Ye County had been plagued with floods caused by the Zhang River. According to local witches, it was the doing of the River God. To avert the disaster, a girl had to be presented to him every year. So every year the witches would go visiting the homes of local residents and select a candidate to be the bride for the River-God. Local officials would collect thousands of ounces of silver from the people for the wedding. However, it was open secret that most of the money fell into their own pockets.
Before the wedding, the bride would be bathed, dressed in a silk gown, made to stay in a special bridal chamber by the river and fast for a few days. On the day of the wedding, the bridal chamber would be lowered into the river along with the dowry. The girl would supposedly join the god down below when she sank into the water.
Terrorized, many families that had a girl fled the town, and the town was more dead than alive.
The next wedding took place in due course. Ximen Bao attended it along with local officials. Thousands of people in and around the area came to see the ritual, which was presided over by the chief witch of Ye, a seventy-year-old woman, in the company of a dozen junior witches.
Ximen Bao asked the bride to be brought to him. He looked at her and said to the chief witch. “I don’t think she is pretty enough. Could you go and inform the River-God that a better-looking one will be chosen and the wedding is postponed to the day after tomorrow?”
He motioned the guards to throw the old witch into the river. The crowd was shocked.
After waiting for a while, Ximen Bao said, “The old lady has gone for some time. We cannot wait for her all day. Better send someone else to hurry her a bit.”
He ordered the guards to throw a junior witch into the river. She struggled and shrieked, but the governor turned a deaf ear to her plea. Then he ordered a third witch to be thrown into the river.
“Well, she is too slow, too,” the governor grew impatient. “We must send another one to find out why they are late.”

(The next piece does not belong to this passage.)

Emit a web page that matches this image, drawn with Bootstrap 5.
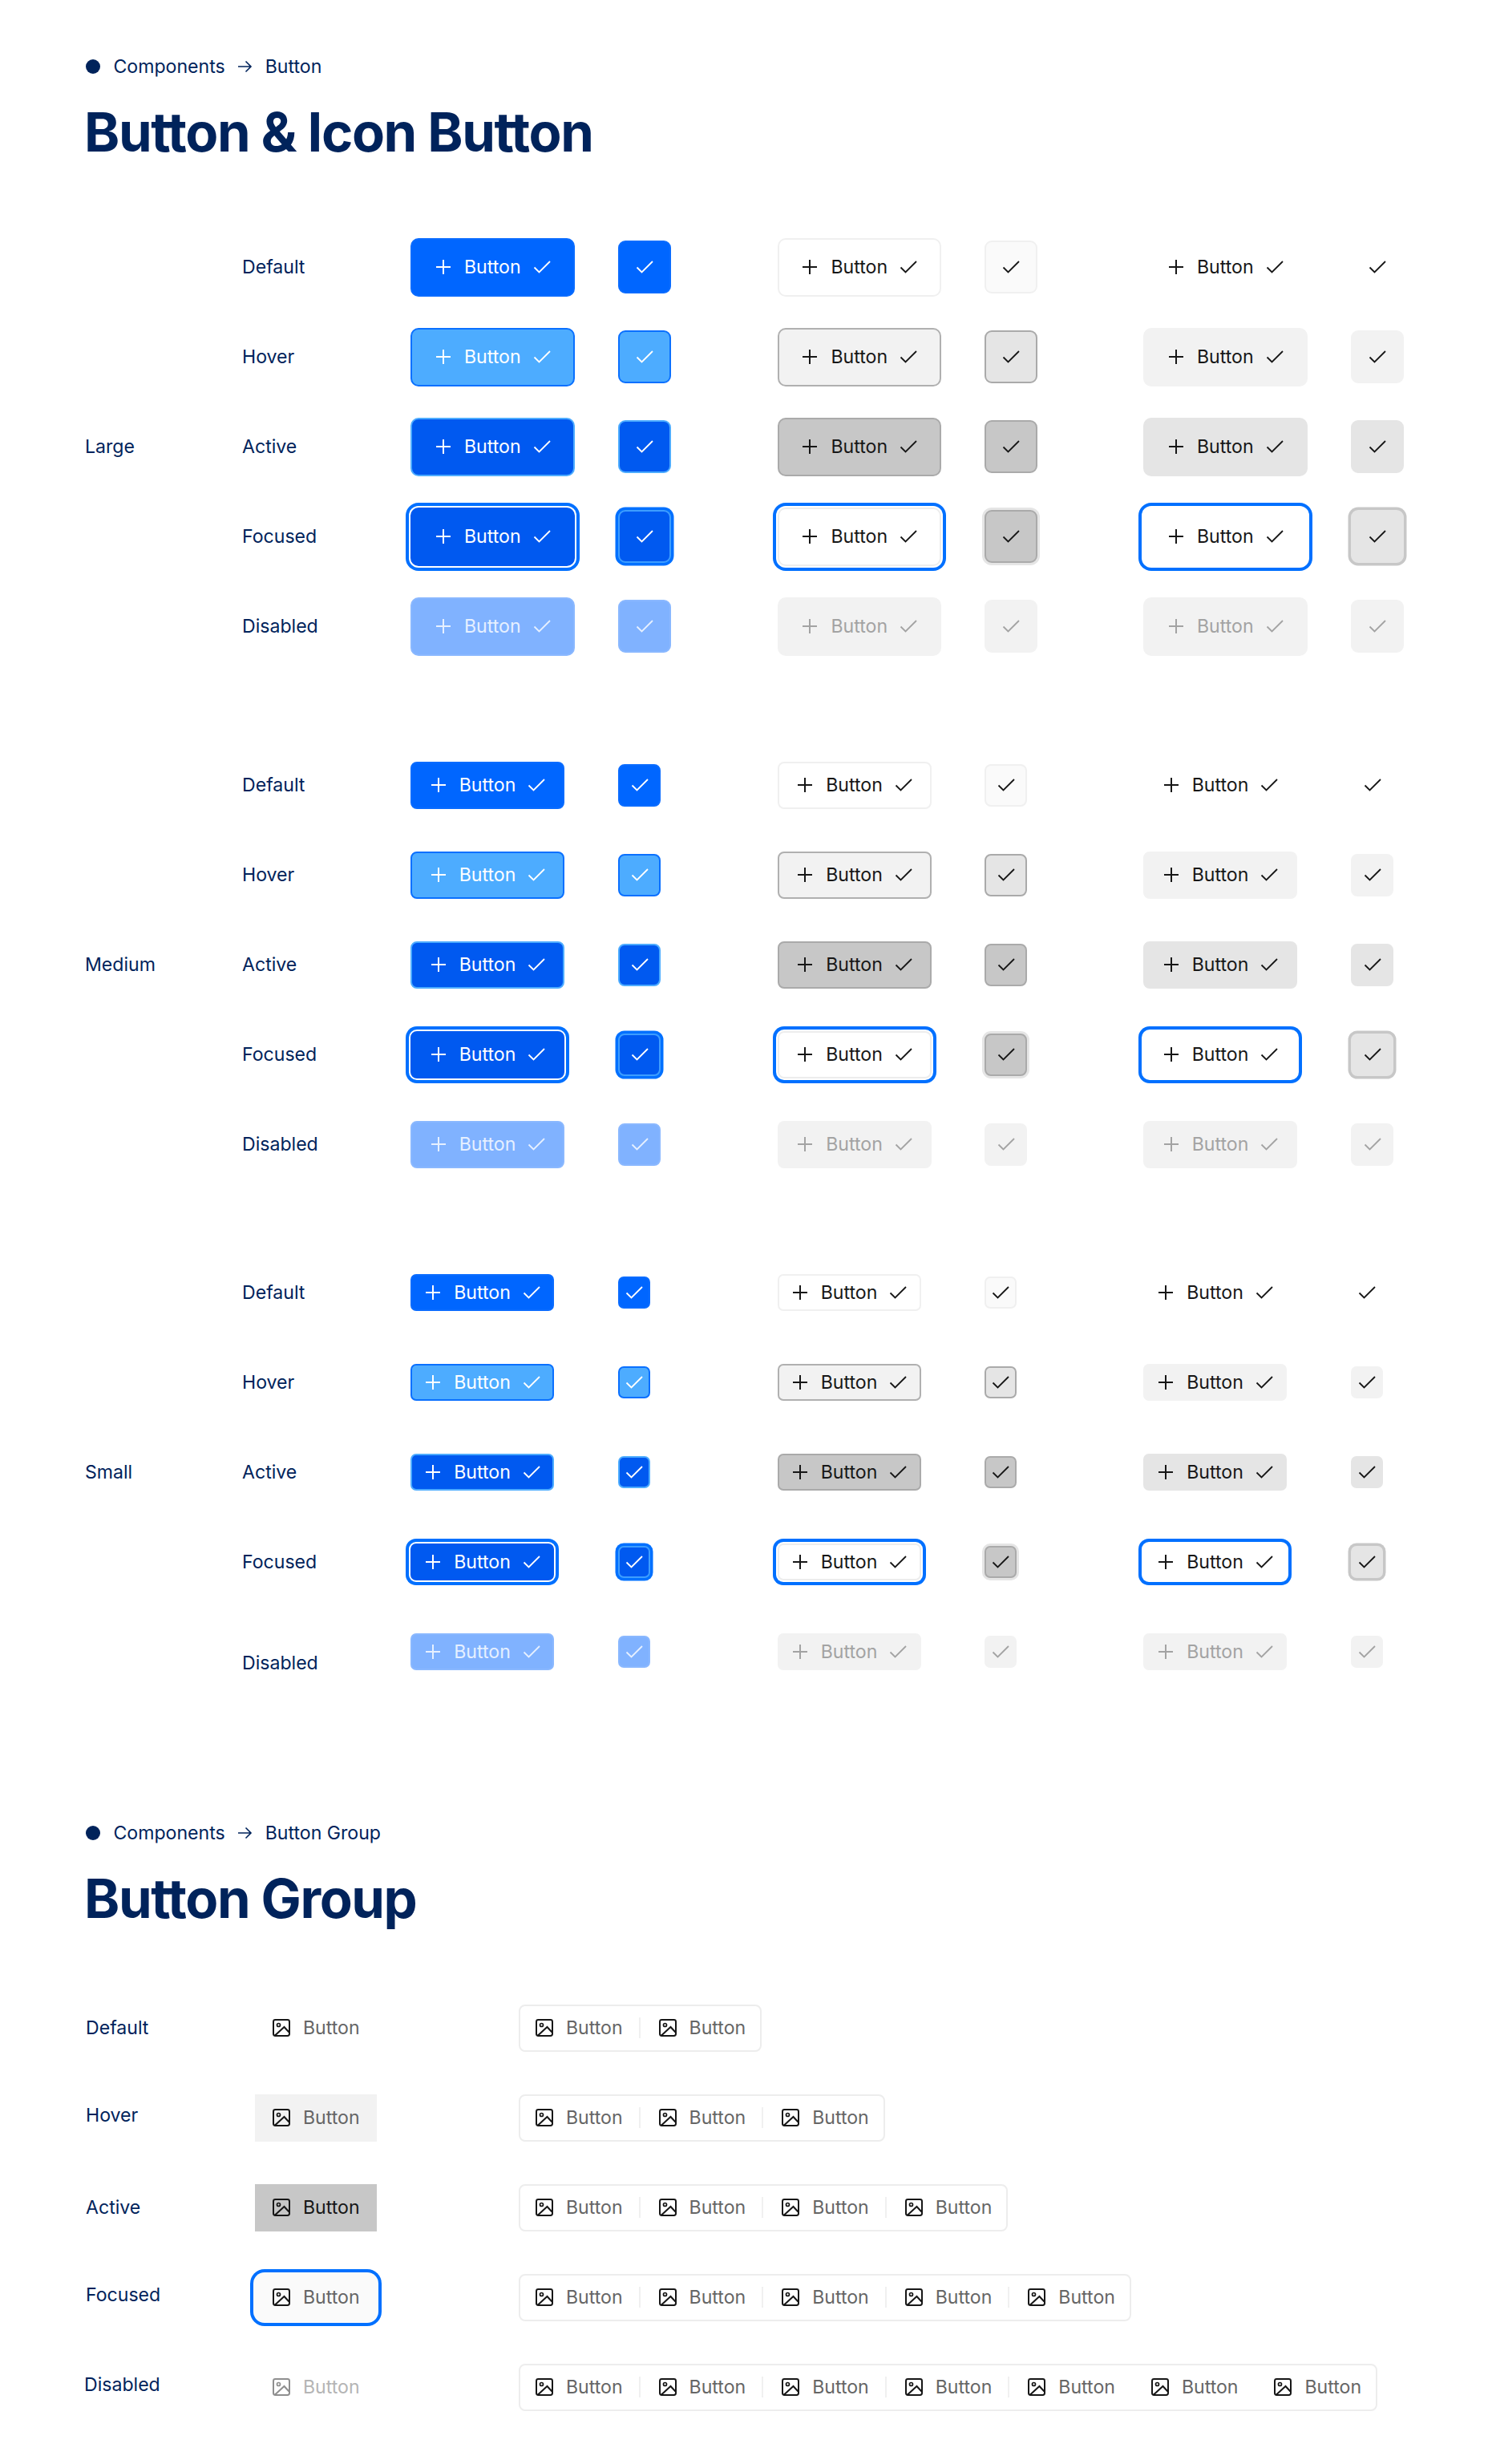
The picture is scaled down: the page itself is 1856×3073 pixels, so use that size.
<!doctype html>
<html lang="en"><head><meta charset="utf-8"><title>Button &amp; Icon Button</title>
<link href="https://cdn.jsdelivr.net/npm/bootstrap@5.3.0/dist/css/bootstrap.min.css" rel="stylesheet">
<style>
body{font-family:Inter,"Liberation Sans",sans-serif;color:#00235b;background:#fff;font-size:23.1px}
.pg{padding:65px 0 40px 105px;width:1856px}
.crumb{height:36px;font-size:23.1px;line-height:36px;gap:0}
.sec2{margin-top:152px}
.dotm{width:18px;height:18px;border-radius:50%;background:#00235b;margin:0 16.500px 0 2px}
.arw{width:20px;height:20px;margin:0 15.500px 0 14.500px}
.ttl{font-size:67px;line-height:78px;font-weight:700;letter-spacing:-1.45px;margin:25px 0 0;color:#00235b}
.blk{margin-top:73px}.blk2{margin-top:86px}.blk3{margin-top:73px}
.szl{width:196px;padding-left:1px}
.sr{display:grid;grid-template-columns:211px 259px 198.500px 258.500px 198px 259px 72px;height:112px;align-items:center}
.sr>div:first-child{padding-left:1px}
.lowl{padding-top:28px}
.kb{--g:#171717;display:inline-flex;align-items:center;justify-content:center;gap:14px;border:2px solid transparent;font-size:23.1px;font-weight:400;color:var(--g);padding:0;line-height:26px;justify-self:start;background:transparent}
.kb svg,.gb svg{width:24px;height:24px;flex:none;fill:none;stroke:currentColor;stroke-width:2}
.kc{stroke-width:1.8!important}
.z-l .kb{width:204.500px;height:73px;border-radius:10px}
.z-l .ki{width:66px;height:66px;border-radius:9px}
.z-m .kb{width:192px;height:59px;border-radius:8px}
.z-m .ki{width:53px;height:53px;border-radius:8px}
.z-s .kb{width:179px;height:46px;border-radius:7px}
.z-s .ki{width:40px;height:40px;border-radius:7px}
.kp{background:#0066ff;border-color:#0a6cff;color:#fff}
.st-h .kp{background:#4dacff;border-color:#0a70ff}
.st-a .kp{background:#0059f0;border-color:#4dacff}
.st-f .kp{background:#0059f0;border-color:#0059f0;box-shadow:0 0 0 2px #fff,0 0 0 6px #0070ff}
.st-f .kp.ki{border-color:#3d9dff;box-shadow:0 0 0 3.5px #0070ff}
.st-d .kp{background:#80b2ff;border-color:#8ab8ff;color:#e6f0ff}
.ks{background:#fff;border-color:#f0f0f0}
.ks.ki{background:#fafafa}
.st-h .ks{background:#f2f2f2;border-color:#b0b0b0}
.st-h .ks.ki{background:#e5e5e5;border-color:#aaa}
.st-a .ks,.st-a .ks.ki{background:#c7c7c7;border-color:#aaa}
.st-f .ks{background:#fff;border-color:#ededed;box-shadow:0 0 0 2px #fff,0 0 0 6px #0070ff}
.st-f .ks.ki{background:#c7c7c7;border-color:#aaa;box-shadow:0 0 0 3px #e5e5e5}
.st-d .ks,.st-d .ks.ki,.st-d .kt{background:#f2f2f2;border-color:#f2f2f2;color:#a3a3a3}
.st-h .kt{background:#f2f2f2;border-color:#f2f2f2}
.st-a .kt{background:#e5e5e5;border-color:#e5e5e5}
.st-f .kt{background:#fff;box-shadow:0 0 0 2px #fff,0 0 0 6px #0070ff}
.st-f .kt.ki{background:#e5e5e5;border-color:#e5e5e5;box-shadow:0 0 0 3.5px #c7c7c7}
.blkg{margin-top:66px}
.gr{display:grid;grid-template-columns:213px 329px 1fr;height:112px;align-items:center}
.gl{padding-left:2px}.up4{padding-bottom:5px}.up6{padding-bottom:6px}
.gb{display:inline-flex;align-items:center;gap:15px;color:#666;height:59px}
.gb svg{color:#171717}
.gs{width:152px;padding-left:21px;justify-self:start}
.g-h{background:#f2f2f2}
.g-a{background:#c7c7c7;color:#171717}
.g-f{background:#fafafa;border-radius:12px;box-shadow:0 0 0 2px #fafafa,0 0 0 6px #0070ff}
.g-d{color:#b5b5b5}.g-d svg{color:#8f8f8f}
.gg{border:2px solid #ededed;border-radius:8px;height:59px;justify-self:start}
.gg .gb{height:55px;padding:0 20px 0 18px}
.gg .gb:last-child{padding-right:18px}
.gd{width:2px;height:26px;background:#f0f0f0;margin-right:4px}
.gn{width:6px}
</style></head><body>
<svg class="d-none" aria-hidden="true"><defs>
<symbol id="ip" viewBox="0 0 24 24"><path d="M12 3v18M3 12h18"/></symbol>
<symbol id="ic" viewBox="0 0 24 24"><path d="M2.500 12.500l6 6L22 5"/></symbol>
<symbol id="im" viewBox="0 0 24 24"><rect x="2" y="2" width="20" height="20" rx="2.400"/><circle cx="8.500" cy="8.500" r="2" stroke-width="1.700"/><path d="M4 21.500L15.500 11l6 6.500"/></symbol>
</defs></svg>
<div class="pg">
<div class="crumb d-flex align-items-center"><span class="dotm"></span><span>Components</span><svg class="arw" viewBox="0 0 20 20" fill="none" stroke="currentColor" stroke-width="1.6"><path d="M2 10h16M11.500 3.500L18 10l-6.500 6.500"/></svg><span>Button</span></div>
<h1 class="ttl">Button &amp; Icon Button</h1>

<div class="d-flex align-items-center blk z-l"><div class="szl">Large</div><div>
<div class="sr"><div>Default</div><button class="btn kb kp"><svg><use href="#ip"/></svg>Button<svg class="kc"><use href="#ic"/></svg></button><button class="btn kb ki kp"><svg class="kc"><use href="#ic"/></svg></button><button class="btn kb ks"><svg><use href="#ip"/></svg>Button<svg class="kc"><use href="#ic"/></svg></button><button class="btn kb ki ks"><svg class="kc"><use href="#ic"/></svg></button><button class="btn kb kt"><svg><use href="#ip"/></svg>Button<svg class="kc"><use href="#ic"/></svg></button><button class="btn kb ki kt"><svg class="kc"><use href="#ic"/></svg></button></div>
<div class="sr st-h"><div>Hover</div><button class="btn kb kp"><svg><use href="#ip"/></svg>Button<svg class="kc"><use href="#ic"/></svg></button><button class="btn kb ki kp"><svg class="kc"><use href="#ic"/></svg></button><button class="btn kb ks"><svg><use href="#ip"/></svg>Button<svg class="kc"><use href="#ic"/></svg></button><button class="btn kb ki ks"><svg class="kc"><use href="#ic"/></svg></button><button class="btn kb kt"><svg><use href="#ip"/></svg>Button<svg class="kc"><use href="#ic"/></svg></button><button class="btn kb ki kt"><svg class="kc"><use href="#ic"/></svg></button></div>
<div class="sr st-a"><div>Active</div><button class="btn kb kp"><svg><use href="#ip"/></svg>Button<svg class="kc"><use href="#ic"/></svg></button><button class="btn kb ki kp"><svg class="kc"><use href="#ic"/></svg></button><button class="btn kb ks"><svg><use href="#ip"/></svg>Button<svg class="kc"><use href="#ic"/></svg></button><button class="btn kb ki ks"><svg class="kc"><use href="#ic"/></svg></button><button class="btn kb kt"><svg><use href="#ip"/></svg>Button<svg class="kc"><use href="#ic"/></svg></button><button class="btn kb ki kt"><svg class="kc"><use href="#ic"/></svg></button></div>
<div class="sr st-f"><div>Focused</div><button class="btn kb kp"><svg><use href="#ip"/></svg>Button<svg class="kc"><use href="#ic"/></svg></button><button class="btn kb ki kp"><svg class="kc"><use href="#ic"/></svg></button><button class="btn kb ks"><svg><use href="#ip"/></svg>Button<svg class="kc"><use href="#ic"/></svg></button><button class="btn kb ki ks"><svg class="kc"><use href="#ic"/></svg></button><button class="btn kb kt"><svg><use href="#ip"/></svg>Button<svg class="kc"><use href="#ic"/></svg></button><button class="btn kb ki kt"><svg class="kc"><use href="#ic"/></svg></button></div>
<div class="sr st-d"><div>Disabled</div><button class="btn kb kp"><svg><use href="#ip"/></svg>Button<svg class="kc"><use href="#ic"/></svg></button><button class="btn kb ki kp"><svg class="kc"><use href="#ic"/></svg></button><button class="btn kb ks"><svg><use href="#ip"/></svg>Button<svg class="kc"><use href="#ic"/></svg></button><button class="btn kb ki ks"><svg class="kc"><use href="#ic"/></svg></button><button class="btn kb kt"><svg><use href="#ip"/></svg>Button<svg class="kc"><use href="#ic"/></svg></button><button class="btn kb ki kt"><svg class="kc"><use href="#ic"/></svg></button></div>
</div></div>

<div class="d-flex align-items-center blk2 z-m"><div class="szl">Medium</div><div>
<div class="sr"><div>Default</div><button class="btn kb kp"><svg><use href="#ip"/></svg>Button<svg class="kc"><use href="#ic"/></svg></button><button class="btn kb ki kp"><svg class="kc"><use href="#ic"/></svg></button><button class="btn kb ks"><svg><use href="#ip"/></svg>Button<svg class="kc"><use href="#ic"/></svg></button><button class="btn kb ki ks"><svg class="kc"><use href="#ic"/></svg></button><button class="btn kb kt"><svg><use href="#ip"/></svg>Button<svg class="kc"><use href="#ic"/></svg></button><button class="btn kb ki kt"><svg class="kc"><use href="#ic"/></svg></button></div>
<div class="sr st-h"><div>Hover</div><button class="btn kb kp"><svg><use href="#ip"/></svg>Button<svg class="kc"><use href="#ic"/></svg></button><button class="btn kb ki kp"><svg class="kc"><use href="#ic"/></svg></button><button class="btn kb ks"><svg><use href="#ip"/></svg>Button<svg class="kc"><use href="#ic"/></svg></button><button class="btn kb ki ks"><svg class="kc"><use href="#ic"/></svg></button><button class="btn kb kt"><svg><use href="#ip"/></svg>Button<svg class="kc"><use href="#ic"/></svg></button><button class="btn kb ki kt"><svg class="kc"><use href="#ic"/></svg></button></div>
<div class="sr st-a"><div>Active</div><button class="btn kb kp"><svg><use href="#ip"/></svg>Button<svg class="kc"><use href="#ic"/></svg></button><button class="btn kb ki kp"><svg class="kc"><use href="#ic"/></svg></button><button class="btn kb ks"><svg><use href="#ip"/></svg>Button<svg class="kc"><use href="#ic"/></svg></button><button class="btn kb ki ks"><svg class="kc"><use href="#ic"/></svg></button><button class="btn kb kt"><svg><use href="#ip"/></svg>Button<svg class="kc"><use href="#ic"/></svg></button><button class="btn kb ki kt"><svg class="kc"><use href="#ic"/></svg></button></div>
<div class="sr st-f"><div>Focused</div><button class="btn kb kp"><svg><use href="#ip"/></svg>Button<svg class="kc"><use href="#ic"/></svg></button><button class="btn kb ki kp"><svg class="kc"><use href="#ic"/></svg></button><button class="btn kb ks"><svg><use href="#ip"/></svg>Button<svg class="kc"><use href="#ic"/></svg></button><button class="btn kb ki ks"><svg class="kc"><use href="#ic"/></svg></button><button class="btn kb kt"><svg><use href="#ip"/></svg>Button<svg class="kc"><use href="#ic"/></svg></button><button class="btn kb ki kt"><svg class="kc"><use href="#ic"/></svg></button></div>
<div class="sr st-d"><div>Disabled</div><button class="btn kb kp"><svg><use href="#ip"/></svg>Button<svg class="kc"><use href="#ic"/></svg></button><button class="btn kb ki kp"><svg class="kc"><use href="#ic"/></svg></button><button class="btn kb ks"><svg><use href="#ip"/></svg>Button<svg class="kc"><use href="#ic"/></svg></button><button class="btn kb ki ks"><svg class="kc"><use href="#ic"/></svg></button><button class="btn kb kt"><svg><use href="#ip"/></svg>Button<svg class="kc"><use href="#ic"/></svg></button><button class="btn kb ki kt"><svg class="kc"><use href="#ic"/></svg></button></div>
</div></div>

<div class="d-flex align-items-center blk3 z-s"><div class="szl">Small</div><div>
<div class="sr"><div>Default</div><button class="btn kb kp"><svg><use href="#ip"/></svg>Button<svg class="kc"><use href="#ic"/></svg></button><button class="btn kb ki kp"><svg class="kc"><use href="#ic"/></svg></button><button class="btn kb ks"><svg><use href="#ip"/></svg>Button<svg class="kc"><use href="#ic"/></svg></button><button class="btn kb ki ks"><svg class="kc"><use href="#ic"/></svg></button><button class="btn kb kt"><svg><use href="#ip"/></svg>Button<svg class="kc"><use href="#ic"/></svg></button><button class="btn kb ki kt"><svg class="kc"><use href="#ic"/></svg></button></div>
<div class="sr st-h"><div>Hover</div><button class="btn kb kp"><svg><use href="#ip"/></svg>Button<svg class="kc"><use href="#ic"/></svg></button><button class="btn kb ki kp"><svg class="kc"><use href="#ic"/></svg></button><button class="btn kb ks"><svg><use href="#ip"/></svg>Button<svg class="kc"><use href="#ic"/></svg></button><button class="btn kb ki ks"><svg class="kc"><use href="#ic"/></svg></button><button class="btn kb kt"><svg><use href="#ip"/></svg>Button<svg class="kc"><use href="#ic"/></svg></button><button class="btn kb ki kt"><svg class="kc"><use href="#ic"/></svg></button></div>
<div class="sr st-a"><div>Active</div><button class="btn kb kp"><svg><use href="#ip"/></svg>Button<svg class="kc"><use href="#ic"/></svg></button><button class="btn kb ki kp"><svg class="kc"><use href="#ic"/></svg></button><button class="btn kb ks"><svg><use href="#ip"/></svg>Button<svg class="kc"><use href="#ic"/></svg></button><button class="btn kb ki ks"><svg class="kc"><use href="#ic"/></svg></button><button class="btn kb kt"><svg><use href="#ip"/></svg>Button<svg class="kc"><use href="#ic"/></svg></button><button class="btn kb ki kt"><svg class="kc"><use href="#ic"/></svg></button></div>
<div class="sr st-f"><div>Focused</div><button class="btn kb kp"><svg><use href="#ip"/></svg>Button<svg class="kc"><use href="#ic"/></svg></button><button class="btn kb ki kp"><svg class="kc"><use href="#ic"/></svg></button><button class="btn kb ks"><svg><use href="#ip"/></svg>Button<svg class="kc"><use href="#ic"/></svg></button><button class="btn kb ki ks"><svg class="kc"><use href="#ic"/></svg></button><button class="btn kb kt"><svg><use href="#ip"/></svg>Button<svg class="kc"><use href="#ic"/></svg></button><button class="btn kb ki kt"><svg class="kc"><use href="#ic"/></svg></button></div>
<div class="sr st-d"><div class="lowl">Disabled</div><button class="btn kb kp"><svg><use href="#ip"/></svg>Button<svg class="kc"><use href="#ic"/></svg></button><button class="btn kb ki kp"><svg class="kc"><use href="#ic"/></svg></button><button class="btn kb ks"><svg><use href="#ip"/></svg>Button<svg class="kc"><use href="#ic"/></svg></button><button class="btn kb ki ks"><svg class="kc"><use href="#ic"/></svg></button><button class="btn kb kt"><svg><use href="#ip"/></svg>Button<svg class="kc"><use href="#ic"/></svg></button><button class="btn kb ki kt"><svg class="kc"><use href="#ic"/></svg></button></div>
</div></div>

<div class="crumb d-flex align-items-center sec2"><span class="dotm"></span><span>Components</span><svg class="arw" viewBox="0 0 20 20" fill="none" stroke="currentColor" stroke-width="1.6"><path d="M2 10h16M11.500 3.500L18 10l-6.500 6.500"/></svg><span>Button Group</span></div>
<h1 class="ttl">Button Group</h1>

<div class="blkg">
<div class="gr"><div class="gl">Default</div><div class="gb gs"><svg><use href="#im"/></svg>Button</div><div class="gg d-inline-flex align-items-center"><div class="gb"><svg><use href="#im"/></svg>Button</div><i class="gd"></i><div class="gb"><svg><use href="#im"/></svg>Button</div></div></div>
<div class="gr"><div class="gl up4">Hover</div><div class="gb gs g-h"><svg><use href="#im"/></svg>Button</div><div class="gg d-inline-flex align-items-center"><div class="gb"><svg><use href="#im"/></svg>Button</div><i class="gd"></i><div class="gb"><svg><use href="#im"/></svg>Button</div><i class="gd"></i><div class="gb"><svg><use href="#im"/></svg>Button</div></div></div>
<div class="gr"><div class="gl">Active</div><div class="gb gs g-a"><svg><use href="#im"/></svg>Button</div><div class="gg d-inline-flex align-items-center"><div class="gb"><svg><use href="#im"/></svg>Button</div><i class="gd"></i><div class="gb"><svg><use href="#im"/></svg>Button</div><i class="gd"></i><div class="gb"><svg><use href="#im"/></svg>Button</div><i class="gd"></i><div class="gb"><svg><use href="#im"/></svg>Button</div></div></div>
<div class="gr"><div class="gl up6">Focused</div><div class="gb gs g-f"><svg><use href="#im"/></svg>Button</div><div class="gg d-inline-flex align-items-center"><div class="gb"><svg><use href="#im"/></svg>Button</div><i class="gd"></i><div class="gb"><svg><use href="#im"/></svg>Button</div><i class="gd"></i><div class="gb"><svg><use href="#im"/></svg>Button</div><i class="gd"></i><div class="gb"><svg><use href="#im"/></svg>Button</div><i class="gd"></i><div class="gb"><svg><use href="#im"/></svg>Button</div></div></div>
<div class="gr"><div class="up6">Disabled</div><div class="gb gs g-d"><svg><use href="#im"/></svg>Button</div><div class="gg d-inline-flex align-items-center"><div class="gb"><svg><use href="#im"/></svg>Button</div><i class="gd"></i><div class="gb"><svg><use href="#im"/></svg>Button</div><i class="gd"></i><div class="gb"><svg><use href="#im"/></svg>Button</div><i class="gd"></i><div class="gb"><svg><use href="#im"/></svg>Button</div><i class="gd"></i><div class="gb"><svg><use href="#im"/></svg>Button</div><i class="gn"></i><div class="gb"><svg><use href="#im"/></svg>Button</div><i class="gn"></i><div class="gb"><svg><use href="#im"/></svg>Button</div></div></div>
</div>
</div>
</body></html>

After the fourth witch was dispatched to the River-God, Ximen Bao said, “Maybe the women are not doing a good job down there. We must send some man.”
A local official who had collaborated with the witches was dumped into the river. The governor stood on the river bank for a long time, looking rather solemn.
“None of them has come back. What should we do?” he asked other officials.
All of them were now on their knees, begging for mercy. Some of them kowtowed repeatedly until their foreheads were covered with blood.
“All right,” Ximen Bao said. “Let’s call it a day. We’ll wait until we have news from the River-God.”
That was the end of the wedding of the River-God.
Ximen Bao instructed to the locals to dig twelve irrigation canals to redirect the Zhang River. As a result, flood ceased to harass them.
At first some people complained of the hard work of canal digging. Ximen Bao told his subordinates, “People prefer an easy life and don’t want to do the hard work. If I tried to get consensus from them, nothing would get done. I just had to order them. They are complaining now, but will be grateful to me in the future.”
Editor Says:
A fine example of giving somebody a taste of his own medicine.